● **SET TASK**
Starting at the top of the listing, extract every line up to and including the one with "w-[807px] h-[2px] border-t". Pictures stay out of the copy.

● **DATA EXTRACT**
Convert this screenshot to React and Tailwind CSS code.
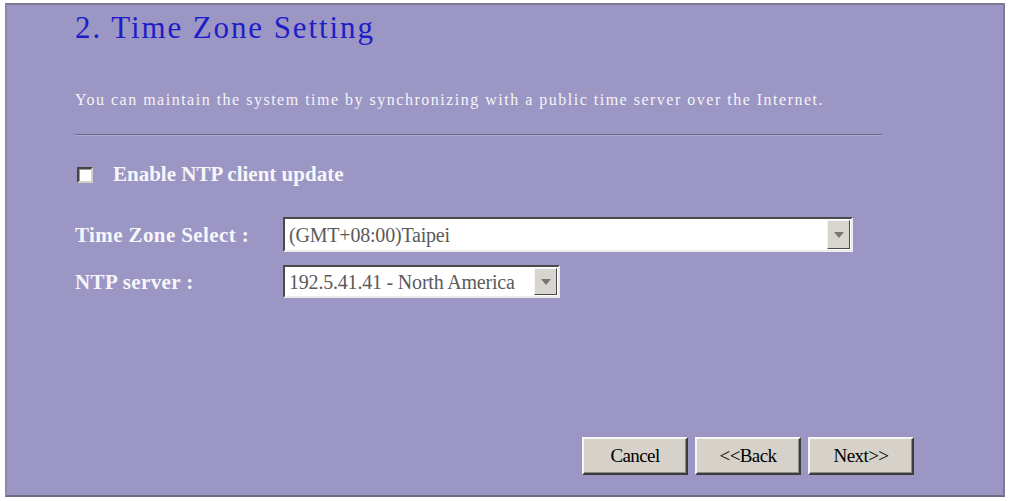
import React from 'react';

const serif = { fontFamily: '"Liberation Serif", "Times New Roman", serif' };

function Select({ value, width }) {
  return (
    <div
      className={`flex items-stretch bg-white border-2 border-t-[#4a4a4a] border-l-[#4a4a4a] border-b-[#ececec] border-r-[#ececec] ${width}`}
    >
      <span className="flex-1 flex items-center pl-[4px] text-[20px] leading-none text-[#5a5a5a] tracking-[-0.2px] whitespace-nowrap overflow-hidden">
        {value}
      </span>
      <span className="my-[1px] mr-[1px] flex items-center justify-center w-[23px] bg-[#d8d5cf] border border-t-[#f4f4f4] border-l-[#f4f4f4] border-b-[#4a4a4a] border-r-[#4a4a4a]">
        <svg width="10" height="6" viewBox="0 0 10 6">
          <path d="M0 0h10L5 6z" fill="#777" />
        </svg>
      </span>
    </div>
  );
}

function Btn({ children }) {
  return (
    <button className="w-[106px] h-[38px] bg-[#d6d2ca] text-[19px] text-black tracking-[-0.6px] border-2 border-t-[#f6f6f6] border-l-[#f6f6f6] border-b-[#3c3c3c] border-r-[#3c3c3c] shadow-[inset_-1px_-1px_0_#8a8a8a]">
      {children}
    </button>
  );
}

export default function App() {
  return (
    <div className="w-[1012px] h-[501px] bg-white pt-[3px] pl-[5px]" style={serif}>
      <div className="w-[1000px] h-[494px] bg-[#9b96c4] border-t-2 border-t-[#7b7894] border-l-2 border-l-[#8a87a8] border-r-2 border-r-[#7d7a96] border-b-2 border-b-[#6f6c86] flex flex-col">
        <div className="pl-[68px] pt-[5px]">
          <h1 className="text-[31px] leading-[36px] text-[#1e1ec8] tracking-[1.9px]">2. Time Zone Setting</h1>

          <p className="mt-[44px] text-[16px] leading-[20px] text-[#f4f4f8] tracking-[1.5px] whitespace-nowrap">
            You can maintain the system time by synchronizing with a public time server over the Internet.
          </p>

          <div className="mt-[24px] w-[807px] h-[2px] border-t border-t-[#6e6a8c] border-b border-b-[#aeaad2]" />

          <div className="mt-[28px] flex items-center h-[22px]">
            <span className="ml-[2px] w-[16px] h-[16px] bg-white border-2 border-t-[#444] border-l-[#444] border-b-[#d4d0c8] border-r-[#d4d0c8] shadow-[inset_1px_1px_0_#999]" />
            <span className="ml-[20px] text-[21px] font-bold text-[#f6f6fa]">Enable NTP client update</span>
          </div>

          <div className="mt-[31px] flex items-center">
            <span className="w-[208px] pt-[2px] text-[21px] font-bold text-[#f6f6fa] tracking-[0.4px]">Time Zone Select :</span>
            <Select value="(GMT+08:00)Taipei" width="w-[570px] h-[35px]" />
          </div>

          <div className="mt-[13px] flex items-center">
            <span className="w-[208px] pt-[2px] text-[21px] font-bold text-[#f6f6fa] tracking-[0.4px]">NTP server :</span>
            <Select value="192.5.41.41 - North America" width="w-[277px] h-[33px]" />
          </div>
        </div>

        <div className="mt-auto mb-[20px] flex justify-end gap-[7px] pr-[89px]">
          <Btn>Cancel</Btn>
          <Btn>&lt;&lt;Back</Btn>
          <Btn>Next&gt;&gt;</Btn>
        </div>
      </div>
    </div>
  );
}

● **REPLY TO THE TASK**
Convert this screenshot to React and Tailwind CSS code.
import React from 'react';

const serif = { fontFamily: '"Liberation Serif", "Times New Roman", serif' };

function Select({ value, width }) {
  return (
    <div
      className={`flex items-stretch bg-white border-2 border-t-[#4a4a4a] border-l-[#4a4a4a] border-b-[#ececec] border-r-[#ececec] ${width}`}
    >
      <span className="flex-1 flex items-center pl-[4px] text-[20px] leading-none text-[#5a5a5a] tracking-[-0.2px] whitespace-nowrap overflow-hidden">
        {value}
      </span>
      <span className="my-[1px] mr-[1px] flex items-center justify-center w-[23px] bg-[#d8d5cf] border border-t-[#f4f4f4] border-l-[#f4f4f4] border-b-[#4a4a4a] border-r-[#4a4a4a]">
        <svg width="10" height="6" viewBox="0 0 10 6">
          <path d="M0 0h10L5 6z" fill="#777" />
        </svg>
      </span>
    </div>
  );
}

function Btn({ children }) {
  return (
    <button className="w-[106px] h-[38px] bg-[#d6d2ca] text-[19px] text-black tracking-[-0.6px] border-2 border-t-[#f6f6f6] border-l-[#f6f6f6] border-b-[#3c3c3c] border-r-[#3c3c3c] shadow-[inset_-1px_-1px_0_#8a8a8a]">
      {children}
    </button>
  );
}

export default function App() {
  return (
    <div className="w-[1012px] h-[501px] bg-white pt-[3px] pl-[5px]" style={serif}>
      <div className="w-[1000px] h-[494px] bg-[#9b96c4] border-t-2 border-t-[#7b7894] border-l-2 border-l-[#8a87a8] border-r-2 border-r-[#7d7a96] border-b-2 border-b-[#6f6c86] flex flex-col">
        <div className="pl-[68px] pt-[5px]">
          <h1 className="text-[31px] leading-[36px] text-[#1e1ec8] tracking-[1.9px]">2. Time Zone Setting</h1>

          <p className="mt-[44px] text-[16px] leading-[20px] text-[#f4f4f8] tracking-[1.5px] whitespace-nowrap">
            You can maintain the system time by synchronizing with a public time server over the Internet.
          </p>

          <div className="mt-[24px] w-[807px] h-[2px] border-t border-t-[#6e6a8c] border-b border-b-[#aeaad2]" />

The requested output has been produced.